**Given task:** Lines containing the word "React" should be extracted in full.

**Given data:**
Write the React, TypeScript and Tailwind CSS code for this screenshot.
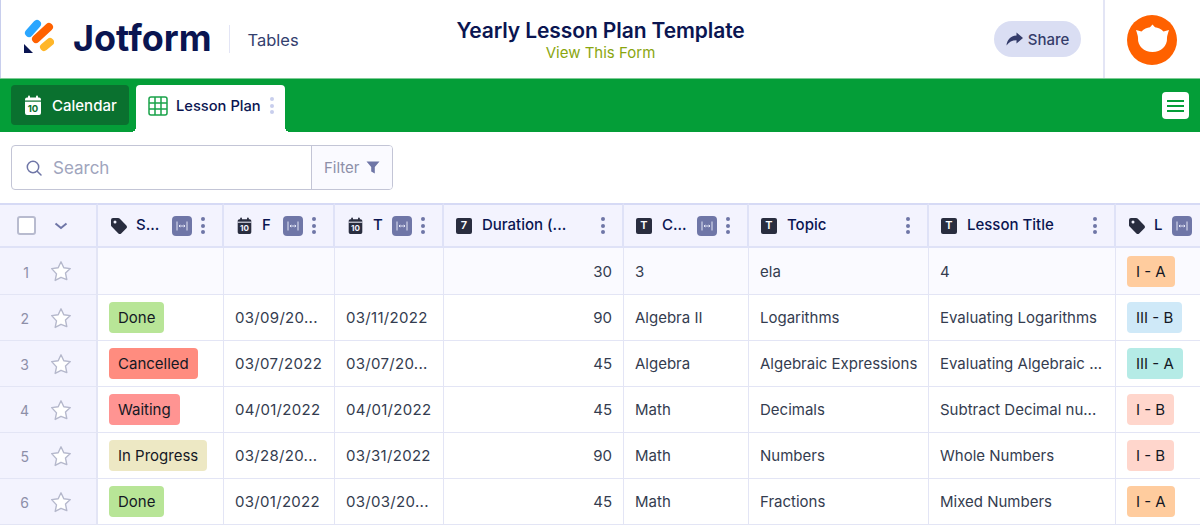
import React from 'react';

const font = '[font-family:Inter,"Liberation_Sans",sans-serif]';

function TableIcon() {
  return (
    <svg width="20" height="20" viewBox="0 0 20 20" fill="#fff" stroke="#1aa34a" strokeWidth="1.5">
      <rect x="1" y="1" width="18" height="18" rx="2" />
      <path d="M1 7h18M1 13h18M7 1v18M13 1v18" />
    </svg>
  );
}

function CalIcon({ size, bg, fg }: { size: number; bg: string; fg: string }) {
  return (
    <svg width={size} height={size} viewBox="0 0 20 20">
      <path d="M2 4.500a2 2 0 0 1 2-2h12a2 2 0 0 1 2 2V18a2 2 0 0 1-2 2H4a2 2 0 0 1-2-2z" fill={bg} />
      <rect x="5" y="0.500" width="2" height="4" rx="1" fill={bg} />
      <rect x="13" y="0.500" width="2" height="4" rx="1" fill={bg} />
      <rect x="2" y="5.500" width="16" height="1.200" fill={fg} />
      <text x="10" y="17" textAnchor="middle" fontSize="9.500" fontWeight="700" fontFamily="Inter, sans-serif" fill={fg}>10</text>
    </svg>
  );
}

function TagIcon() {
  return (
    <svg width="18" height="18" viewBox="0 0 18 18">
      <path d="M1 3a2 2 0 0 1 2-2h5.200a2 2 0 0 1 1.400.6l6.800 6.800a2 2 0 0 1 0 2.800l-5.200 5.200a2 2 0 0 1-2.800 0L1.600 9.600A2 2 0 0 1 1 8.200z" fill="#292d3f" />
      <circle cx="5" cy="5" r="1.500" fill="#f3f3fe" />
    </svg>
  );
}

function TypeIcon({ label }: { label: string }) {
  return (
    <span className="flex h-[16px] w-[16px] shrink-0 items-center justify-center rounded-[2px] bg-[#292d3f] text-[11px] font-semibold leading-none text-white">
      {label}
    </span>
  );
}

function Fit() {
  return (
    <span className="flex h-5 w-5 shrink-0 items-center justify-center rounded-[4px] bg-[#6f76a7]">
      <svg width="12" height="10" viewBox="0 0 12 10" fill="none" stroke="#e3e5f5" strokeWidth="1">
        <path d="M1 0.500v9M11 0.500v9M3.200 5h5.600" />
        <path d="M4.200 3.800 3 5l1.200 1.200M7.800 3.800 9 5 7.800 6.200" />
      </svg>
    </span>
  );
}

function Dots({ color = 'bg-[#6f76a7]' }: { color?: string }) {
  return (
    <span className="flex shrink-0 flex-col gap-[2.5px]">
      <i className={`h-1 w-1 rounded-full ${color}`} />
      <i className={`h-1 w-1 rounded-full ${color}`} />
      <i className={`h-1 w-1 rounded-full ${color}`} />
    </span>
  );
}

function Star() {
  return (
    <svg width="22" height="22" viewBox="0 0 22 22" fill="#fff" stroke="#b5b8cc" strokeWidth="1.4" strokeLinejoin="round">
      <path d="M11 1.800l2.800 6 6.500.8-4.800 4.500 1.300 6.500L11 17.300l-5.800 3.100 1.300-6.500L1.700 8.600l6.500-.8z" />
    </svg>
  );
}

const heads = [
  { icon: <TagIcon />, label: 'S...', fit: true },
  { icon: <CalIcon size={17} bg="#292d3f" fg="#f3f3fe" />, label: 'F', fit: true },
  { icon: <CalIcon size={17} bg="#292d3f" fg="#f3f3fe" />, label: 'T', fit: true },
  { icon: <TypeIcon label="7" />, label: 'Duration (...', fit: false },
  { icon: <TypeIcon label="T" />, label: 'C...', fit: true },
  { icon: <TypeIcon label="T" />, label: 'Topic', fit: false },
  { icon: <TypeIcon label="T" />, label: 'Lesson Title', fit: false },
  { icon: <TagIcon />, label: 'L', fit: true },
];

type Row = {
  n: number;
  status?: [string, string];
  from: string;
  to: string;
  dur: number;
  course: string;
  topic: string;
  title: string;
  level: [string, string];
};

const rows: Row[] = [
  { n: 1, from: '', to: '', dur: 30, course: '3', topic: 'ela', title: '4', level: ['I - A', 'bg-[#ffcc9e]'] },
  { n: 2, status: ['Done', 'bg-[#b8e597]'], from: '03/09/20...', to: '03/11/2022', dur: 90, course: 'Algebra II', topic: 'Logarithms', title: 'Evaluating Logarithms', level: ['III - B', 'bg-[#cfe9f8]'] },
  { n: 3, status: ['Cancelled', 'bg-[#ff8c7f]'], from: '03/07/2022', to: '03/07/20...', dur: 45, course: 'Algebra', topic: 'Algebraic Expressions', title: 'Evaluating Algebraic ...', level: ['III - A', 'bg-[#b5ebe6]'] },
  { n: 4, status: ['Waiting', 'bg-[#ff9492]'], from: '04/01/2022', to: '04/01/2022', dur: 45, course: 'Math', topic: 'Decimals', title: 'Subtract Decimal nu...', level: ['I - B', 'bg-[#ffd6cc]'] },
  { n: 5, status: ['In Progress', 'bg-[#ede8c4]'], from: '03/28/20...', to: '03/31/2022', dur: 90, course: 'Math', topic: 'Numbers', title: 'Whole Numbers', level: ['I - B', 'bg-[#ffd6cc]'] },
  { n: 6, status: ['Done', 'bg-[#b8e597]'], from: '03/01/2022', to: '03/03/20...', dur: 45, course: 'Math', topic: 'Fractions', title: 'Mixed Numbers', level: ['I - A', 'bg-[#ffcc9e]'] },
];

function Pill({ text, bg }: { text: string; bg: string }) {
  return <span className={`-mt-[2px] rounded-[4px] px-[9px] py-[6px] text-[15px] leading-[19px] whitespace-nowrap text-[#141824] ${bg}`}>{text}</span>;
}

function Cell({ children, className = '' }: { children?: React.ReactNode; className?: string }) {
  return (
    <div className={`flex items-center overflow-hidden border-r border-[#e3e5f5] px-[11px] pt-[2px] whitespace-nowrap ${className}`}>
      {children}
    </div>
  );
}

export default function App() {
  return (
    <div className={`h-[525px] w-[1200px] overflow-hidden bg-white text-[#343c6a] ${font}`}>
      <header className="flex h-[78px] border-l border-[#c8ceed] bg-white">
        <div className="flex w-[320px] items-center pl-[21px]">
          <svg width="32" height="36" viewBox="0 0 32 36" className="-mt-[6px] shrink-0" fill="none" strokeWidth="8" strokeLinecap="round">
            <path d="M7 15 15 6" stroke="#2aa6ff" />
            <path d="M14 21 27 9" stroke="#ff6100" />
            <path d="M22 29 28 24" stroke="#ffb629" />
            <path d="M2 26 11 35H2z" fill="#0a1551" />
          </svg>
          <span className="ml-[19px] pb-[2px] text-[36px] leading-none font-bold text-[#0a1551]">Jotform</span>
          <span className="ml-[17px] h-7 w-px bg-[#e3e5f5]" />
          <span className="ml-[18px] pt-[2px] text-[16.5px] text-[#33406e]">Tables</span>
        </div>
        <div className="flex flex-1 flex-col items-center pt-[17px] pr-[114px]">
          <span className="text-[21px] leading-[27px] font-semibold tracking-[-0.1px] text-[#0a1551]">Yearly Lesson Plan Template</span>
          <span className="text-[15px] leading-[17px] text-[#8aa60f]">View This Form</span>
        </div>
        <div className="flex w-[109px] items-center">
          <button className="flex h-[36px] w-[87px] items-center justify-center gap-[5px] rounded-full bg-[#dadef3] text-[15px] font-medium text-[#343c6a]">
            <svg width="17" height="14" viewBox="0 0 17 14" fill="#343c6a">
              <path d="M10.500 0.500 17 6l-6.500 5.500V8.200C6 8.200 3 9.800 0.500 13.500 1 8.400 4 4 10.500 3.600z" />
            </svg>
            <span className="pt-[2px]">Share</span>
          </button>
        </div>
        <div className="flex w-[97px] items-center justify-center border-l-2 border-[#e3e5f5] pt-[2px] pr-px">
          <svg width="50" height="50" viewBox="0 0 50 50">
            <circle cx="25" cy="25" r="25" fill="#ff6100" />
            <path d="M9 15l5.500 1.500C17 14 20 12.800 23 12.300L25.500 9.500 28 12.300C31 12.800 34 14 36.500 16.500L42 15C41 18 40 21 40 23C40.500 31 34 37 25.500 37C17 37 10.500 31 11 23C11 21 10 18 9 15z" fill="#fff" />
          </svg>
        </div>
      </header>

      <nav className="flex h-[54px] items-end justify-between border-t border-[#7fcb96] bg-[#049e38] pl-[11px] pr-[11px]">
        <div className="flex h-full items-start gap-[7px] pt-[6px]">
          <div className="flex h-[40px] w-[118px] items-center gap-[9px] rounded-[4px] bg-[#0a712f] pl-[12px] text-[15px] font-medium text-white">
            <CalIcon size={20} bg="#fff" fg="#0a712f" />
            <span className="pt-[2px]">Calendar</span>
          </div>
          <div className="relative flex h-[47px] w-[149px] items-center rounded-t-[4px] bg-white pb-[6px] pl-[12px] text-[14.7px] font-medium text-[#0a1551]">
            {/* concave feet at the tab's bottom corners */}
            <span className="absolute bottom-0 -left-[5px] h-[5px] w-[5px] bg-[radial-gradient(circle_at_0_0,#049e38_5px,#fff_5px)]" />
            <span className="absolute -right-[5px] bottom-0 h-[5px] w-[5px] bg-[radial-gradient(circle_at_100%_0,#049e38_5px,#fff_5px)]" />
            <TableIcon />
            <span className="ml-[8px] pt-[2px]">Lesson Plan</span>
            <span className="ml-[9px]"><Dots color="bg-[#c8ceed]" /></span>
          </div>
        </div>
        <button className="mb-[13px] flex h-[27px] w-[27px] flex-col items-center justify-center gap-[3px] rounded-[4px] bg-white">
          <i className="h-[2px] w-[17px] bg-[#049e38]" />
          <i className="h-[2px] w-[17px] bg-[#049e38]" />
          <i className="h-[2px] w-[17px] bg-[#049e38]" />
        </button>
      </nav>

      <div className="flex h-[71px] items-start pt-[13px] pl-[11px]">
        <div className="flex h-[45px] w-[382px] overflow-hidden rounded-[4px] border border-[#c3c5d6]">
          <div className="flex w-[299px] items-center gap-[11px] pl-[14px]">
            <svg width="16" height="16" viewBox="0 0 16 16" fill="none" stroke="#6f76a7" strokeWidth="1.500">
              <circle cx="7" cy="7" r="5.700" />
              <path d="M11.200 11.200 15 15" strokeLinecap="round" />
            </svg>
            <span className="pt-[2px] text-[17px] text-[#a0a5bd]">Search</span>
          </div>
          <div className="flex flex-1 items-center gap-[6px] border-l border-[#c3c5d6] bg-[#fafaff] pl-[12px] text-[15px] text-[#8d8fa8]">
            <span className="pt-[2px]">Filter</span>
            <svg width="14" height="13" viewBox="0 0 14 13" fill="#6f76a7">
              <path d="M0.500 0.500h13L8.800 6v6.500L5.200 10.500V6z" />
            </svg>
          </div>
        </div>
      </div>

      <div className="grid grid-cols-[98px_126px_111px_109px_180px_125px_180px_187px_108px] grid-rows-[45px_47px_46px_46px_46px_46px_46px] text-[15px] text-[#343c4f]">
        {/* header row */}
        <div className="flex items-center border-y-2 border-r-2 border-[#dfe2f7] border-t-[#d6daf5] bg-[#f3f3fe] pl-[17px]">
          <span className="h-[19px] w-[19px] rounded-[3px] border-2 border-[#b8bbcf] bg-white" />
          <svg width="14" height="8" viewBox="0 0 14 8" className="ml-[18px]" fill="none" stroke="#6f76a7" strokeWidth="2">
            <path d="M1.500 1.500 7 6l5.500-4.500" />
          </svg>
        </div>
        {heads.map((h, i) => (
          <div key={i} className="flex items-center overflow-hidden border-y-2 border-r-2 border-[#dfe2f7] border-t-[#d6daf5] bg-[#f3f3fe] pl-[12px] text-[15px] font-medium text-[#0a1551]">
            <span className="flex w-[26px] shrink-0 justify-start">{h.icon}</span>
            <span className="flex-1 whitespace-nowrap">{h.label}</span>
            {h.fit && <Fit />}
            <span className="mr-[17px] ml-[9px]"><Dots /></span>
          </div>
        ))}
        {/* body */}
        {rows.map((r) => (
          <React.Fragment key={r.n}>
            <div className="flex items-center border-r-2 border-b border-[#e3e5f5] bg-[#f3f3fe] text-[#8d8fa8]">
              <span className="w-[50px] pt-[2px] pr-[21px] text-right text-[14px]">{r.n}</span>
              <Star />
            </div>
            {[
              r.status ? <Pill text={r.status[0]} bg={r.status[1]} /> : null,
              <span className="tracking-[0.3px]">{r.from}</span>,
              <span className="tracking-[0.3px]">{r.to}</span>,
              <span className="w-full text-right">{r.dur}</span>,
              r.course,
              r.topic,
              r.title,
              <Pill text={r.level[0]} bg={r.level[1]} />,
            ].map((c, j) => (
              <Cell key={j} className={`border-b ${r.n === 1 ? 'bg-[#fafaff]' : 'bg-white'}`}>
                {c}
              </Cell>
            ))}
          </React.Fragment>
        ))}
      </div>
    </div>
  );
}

**Output:**
Write the React, TypeScript and Tailwind CSS code for this screenshot.
import React from 'react';
function Cell({ children, className = '' }: { children?: React.ReactNode; className?: string }) {
          <React.Fragment key={r.n}>
          </React.Fragment>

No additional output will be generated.